Ultimately, we don’t just gain knowledge for our own benefit. We use it to serve the world around us.
What are the benefits of reading?
How can I read more?
I’ll talk about this from my own point of view, as to what has been working for me. My objective for reading is to finish at least 4 books a month; 1 book a week.
It doesn’t just come naturally come to me. I sometimes find it difficult to sit down and read every day. I barely spent any time reading in school either, in fact I dreaded English.
I started a few years ago, reading roughly 1 book every 3 months. But action causes motivation as much as motivation causes action. (Don’t wait until you’re in the mood!) So I started reading more and more until I went from 1 book a month to 1 book a week. Here’s the strategy I now use (thanks to Jim Kwik):
- Write it down on your to-do list (stay consistent).
- Divide the total number of pages by the amount of days you aim to finish it by.
- Further divide the average number of pages by 3: giving you 3 sessions to read per day.
For example if I’m reading a 315 page book that I’d like to finish in 7 days, divide 315/7= 45 pages per day. To make that even simpler and read it over 3 sessions, divide 45/3= 15 pages per session.
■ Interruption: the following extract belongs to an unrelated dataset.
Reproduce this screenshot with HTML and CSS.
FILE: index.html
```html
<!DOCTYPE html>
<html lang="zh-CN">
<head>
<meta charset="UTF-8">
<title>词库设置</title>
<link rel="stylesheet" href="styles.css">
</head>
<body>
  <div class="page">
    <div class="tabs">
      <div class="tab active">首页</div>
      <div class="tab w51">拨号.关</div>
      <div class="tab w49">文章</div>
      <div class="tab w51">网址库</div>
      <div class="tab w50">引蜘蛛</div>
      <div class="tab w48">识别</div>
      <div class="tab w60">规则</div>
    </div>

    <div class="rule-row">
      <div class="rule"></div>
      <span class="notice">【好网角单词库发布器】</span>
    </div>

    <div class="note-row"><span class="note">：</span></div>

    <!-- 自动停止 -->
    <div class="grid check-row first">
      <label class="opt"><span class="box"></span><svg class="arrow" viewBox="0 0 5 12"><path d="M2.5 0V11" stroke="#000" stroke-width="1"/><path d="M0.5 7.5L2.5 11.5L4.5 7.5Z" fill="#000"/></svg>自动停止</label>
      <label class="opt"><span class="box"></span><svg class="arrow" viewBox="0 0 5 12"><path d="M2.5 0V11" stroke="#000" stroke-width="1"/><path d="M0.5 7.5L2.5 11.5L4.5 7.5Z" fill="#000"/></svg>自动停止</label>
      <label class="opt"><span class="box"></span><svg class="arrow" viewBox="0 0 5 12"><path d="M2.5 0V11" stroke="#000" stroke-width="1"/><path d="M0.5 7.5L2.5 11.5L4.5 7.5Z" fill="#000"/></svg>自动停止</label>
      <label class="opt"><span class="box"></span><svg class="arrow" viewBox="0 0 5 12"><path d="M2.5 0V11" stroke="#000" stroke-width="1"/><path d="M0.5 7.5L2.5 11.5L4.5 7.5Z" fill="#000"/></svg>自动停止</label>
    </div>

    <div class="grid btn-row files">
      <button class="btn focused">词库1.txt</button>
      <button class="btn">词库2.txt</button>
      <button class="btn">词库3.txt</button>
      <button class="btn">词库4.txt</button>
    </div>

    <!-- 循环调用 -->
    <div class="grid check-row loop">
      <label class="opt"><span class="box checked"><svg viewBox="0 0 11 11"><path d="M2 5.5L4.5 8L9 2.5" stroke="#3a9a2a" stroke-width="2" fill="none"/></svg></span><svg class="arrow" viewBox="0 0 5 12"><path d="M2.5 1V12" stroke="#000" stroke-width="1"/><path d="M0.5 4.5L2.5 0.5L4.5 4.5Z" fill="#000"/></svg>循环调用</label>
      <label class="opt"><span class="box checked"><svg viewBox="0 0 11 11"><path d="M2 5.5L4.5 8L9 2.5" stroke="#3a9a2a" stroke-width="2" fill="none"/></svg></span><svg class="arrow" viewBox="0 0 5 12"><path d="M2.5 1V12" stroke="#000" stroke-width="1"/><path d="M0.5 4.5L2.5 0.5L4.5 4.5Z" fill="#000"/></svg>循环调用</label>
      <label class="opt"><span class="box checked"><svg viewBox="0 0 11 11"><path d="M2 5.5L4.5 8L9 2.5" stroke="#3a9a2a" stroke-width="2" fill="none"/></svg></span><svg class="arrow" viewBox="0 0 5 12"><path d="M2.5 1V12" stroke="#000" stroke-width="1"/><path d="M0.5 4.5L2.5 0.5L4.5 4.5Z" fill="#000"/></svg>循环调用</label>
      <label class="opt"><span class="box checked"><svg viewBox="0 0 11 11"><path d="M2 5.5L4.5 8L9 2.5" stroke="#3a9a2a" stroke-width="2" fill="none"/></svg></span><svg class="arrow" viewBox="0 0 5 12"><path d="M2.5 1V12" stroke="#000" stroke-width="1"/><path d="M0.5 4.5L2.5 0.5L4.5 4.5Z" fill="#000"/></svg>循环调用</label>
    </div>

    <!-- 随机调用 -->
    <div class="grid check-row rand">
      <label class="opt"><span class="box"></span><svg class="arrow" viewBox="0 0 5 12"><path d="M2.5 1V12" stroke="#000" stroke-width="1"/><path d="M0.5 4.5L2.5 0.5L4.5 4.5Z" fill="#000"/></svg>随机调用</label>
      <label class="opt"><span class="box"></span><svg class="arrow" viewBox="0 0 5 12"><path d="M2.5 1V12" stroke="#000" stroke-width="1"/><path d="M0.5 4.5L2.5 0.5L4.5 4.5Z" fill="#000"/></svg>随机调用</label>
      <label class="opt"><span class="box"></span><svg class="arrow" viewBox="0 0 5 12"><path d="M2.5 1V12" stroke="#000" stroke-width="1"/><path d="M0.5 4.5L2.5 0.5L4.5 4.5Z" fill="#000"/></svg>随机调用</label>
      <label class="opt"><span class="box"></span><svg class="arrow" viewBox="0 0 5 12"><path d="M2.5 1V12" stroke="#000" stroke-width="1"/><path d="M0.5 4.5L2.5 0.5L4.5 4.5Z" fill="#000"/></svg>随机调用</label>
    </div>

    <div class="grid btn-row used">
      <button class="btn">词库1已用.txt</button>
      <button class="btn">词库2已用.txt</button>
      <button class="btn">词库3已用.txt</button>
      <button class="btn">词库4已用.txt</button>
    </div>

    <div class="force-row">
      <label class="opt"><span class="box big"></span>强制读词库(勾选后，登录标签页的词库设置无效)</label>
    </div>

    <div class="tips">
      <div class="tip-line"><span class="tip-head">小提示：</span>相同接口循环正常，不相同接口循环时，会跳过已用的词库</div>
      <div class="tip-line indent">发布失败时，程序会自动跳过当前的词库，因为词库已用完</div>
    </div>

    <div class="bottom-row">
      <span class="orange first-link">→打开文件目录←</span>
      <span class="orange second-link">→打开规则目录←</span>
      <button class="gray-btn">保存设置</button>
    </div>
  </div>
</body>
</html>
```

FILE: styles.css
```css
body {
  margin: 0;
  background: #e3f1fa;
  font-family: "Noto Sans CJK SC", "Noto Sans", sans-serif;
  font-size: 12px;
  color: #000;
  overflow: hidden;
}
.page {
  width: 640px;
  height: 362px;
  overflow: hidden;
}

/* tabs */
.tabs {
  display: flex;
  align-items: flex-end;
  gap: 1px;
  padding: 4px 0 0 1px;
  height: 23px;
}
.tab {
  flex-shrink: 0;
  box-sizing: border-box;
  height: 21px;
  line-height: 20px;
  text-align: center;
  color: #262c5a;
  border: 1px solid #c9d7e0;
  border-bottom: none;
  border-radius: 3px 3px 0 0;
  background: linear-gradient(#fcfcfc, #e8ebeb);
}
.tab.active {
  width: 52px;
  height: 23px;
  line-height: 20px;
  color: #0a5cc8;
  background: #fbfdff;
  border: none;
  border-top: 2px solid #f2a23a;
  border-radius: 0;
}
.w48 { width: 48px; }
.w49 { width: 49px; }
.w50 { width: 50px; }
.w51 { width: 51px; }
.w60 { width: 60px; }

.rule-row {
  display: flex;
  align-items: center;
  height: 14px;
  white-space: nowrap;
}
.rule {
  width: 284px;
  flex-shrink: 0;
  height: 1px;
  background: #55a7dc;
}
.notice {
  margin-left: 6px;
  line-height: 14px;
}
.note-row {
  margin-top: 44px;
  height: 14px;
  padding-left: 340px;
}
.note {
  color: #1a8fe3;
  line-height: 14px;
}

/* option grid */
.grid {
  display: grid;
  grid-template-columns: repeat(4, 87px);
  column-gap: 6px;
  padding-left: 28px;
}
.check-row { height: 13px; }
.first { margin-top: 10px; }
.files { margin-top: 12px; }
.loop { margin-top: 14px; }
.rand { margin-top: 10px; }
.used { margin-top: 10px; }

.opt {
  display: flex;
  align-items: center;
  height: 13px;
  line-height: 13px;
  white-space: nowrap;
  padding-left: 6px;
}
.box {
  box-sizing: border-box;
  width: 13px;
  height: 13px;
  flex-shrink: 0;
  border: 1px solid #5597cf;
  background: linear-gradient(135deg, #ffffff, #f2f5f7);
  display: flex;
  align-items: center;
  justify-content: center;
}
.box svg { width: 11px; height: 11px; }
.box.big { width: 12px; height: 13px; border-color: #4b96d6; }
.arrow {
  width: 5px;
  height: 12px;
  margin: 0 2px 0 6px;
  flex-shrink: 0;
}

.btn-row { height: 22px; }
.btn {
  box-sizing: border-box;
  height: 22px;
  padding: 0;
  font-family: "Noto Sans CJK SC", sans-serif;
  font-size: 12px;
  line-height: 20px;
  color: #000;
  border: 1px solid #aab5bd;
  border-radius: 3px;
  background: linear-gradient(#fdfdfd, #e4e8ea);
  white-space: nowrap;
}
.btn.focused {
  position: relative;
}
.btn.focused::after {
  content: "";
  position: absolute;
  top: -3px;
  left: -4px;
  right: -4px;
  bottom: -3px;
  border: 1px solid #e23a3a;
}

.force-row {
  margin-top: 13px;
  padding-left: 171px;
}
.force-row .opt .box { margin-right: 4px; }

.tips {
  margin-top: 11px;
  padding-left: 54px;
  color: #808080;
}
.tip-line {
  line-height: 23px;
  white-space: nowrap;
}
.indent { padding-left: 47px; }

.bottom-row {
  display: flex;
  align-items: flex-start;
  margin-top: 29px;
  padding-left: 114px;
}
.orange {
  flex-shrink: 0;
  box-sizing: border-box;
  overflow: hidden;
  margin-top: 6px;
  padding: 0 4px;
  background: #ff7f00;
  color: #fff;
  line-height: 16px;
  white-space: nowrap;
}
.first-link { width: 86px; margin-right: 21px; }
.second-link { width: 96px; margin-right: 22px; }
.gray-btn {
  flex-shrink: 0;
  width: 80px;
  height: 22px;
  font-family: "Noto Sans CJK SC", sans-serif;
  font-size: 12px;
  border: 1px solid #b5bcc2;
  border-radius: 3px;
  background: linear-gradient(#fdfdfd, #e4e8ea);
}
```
Each reading session takes around 20 minutes, which makes it far more manageable than sitting down for an entire hour. I have a session in the morning, afternoon and evening to meet my daily reading requirements. Find what works best for you and stay consistent with it.
How can I read faster?
Avoid a concept called subvocalization. You can read faster than you can speak, therefore reducing this habit will allow you to improve your reading speed.
Subvocalization: “This occurs when you mouth or silently say words to yourself as you read them.”
To reduce subvocalization, count silently to yourself or hum as you read. This will prevent you from from saying the words as you read them.
Another trick I use to retain the information is to take notes. I usually write down the most important concepts or insightful quotes in a small journal, to keep the wisdom with me. The teacher always learns the most, so remember to also explain what you learn with friends and family.
Another very motivating reason for me to read is because it was the first verse brought down in the Quran. This emphasizes the importance of reading and attaining knowledge.
I’ve hopefully managed to convince you to start reading or to at least read a little more. Remember to always start with why and keep your intentions clear.
There are several benefits to reading: it sharpens your mind, lowers your stress, enhances your imagination and fosters empathy. Use a strategy to get more reading done and avoid subvocalization.
Happy reading! May the year ahead be filled with books, libraries, nature, adventures and joy. Stay present my friends. Now is all you have.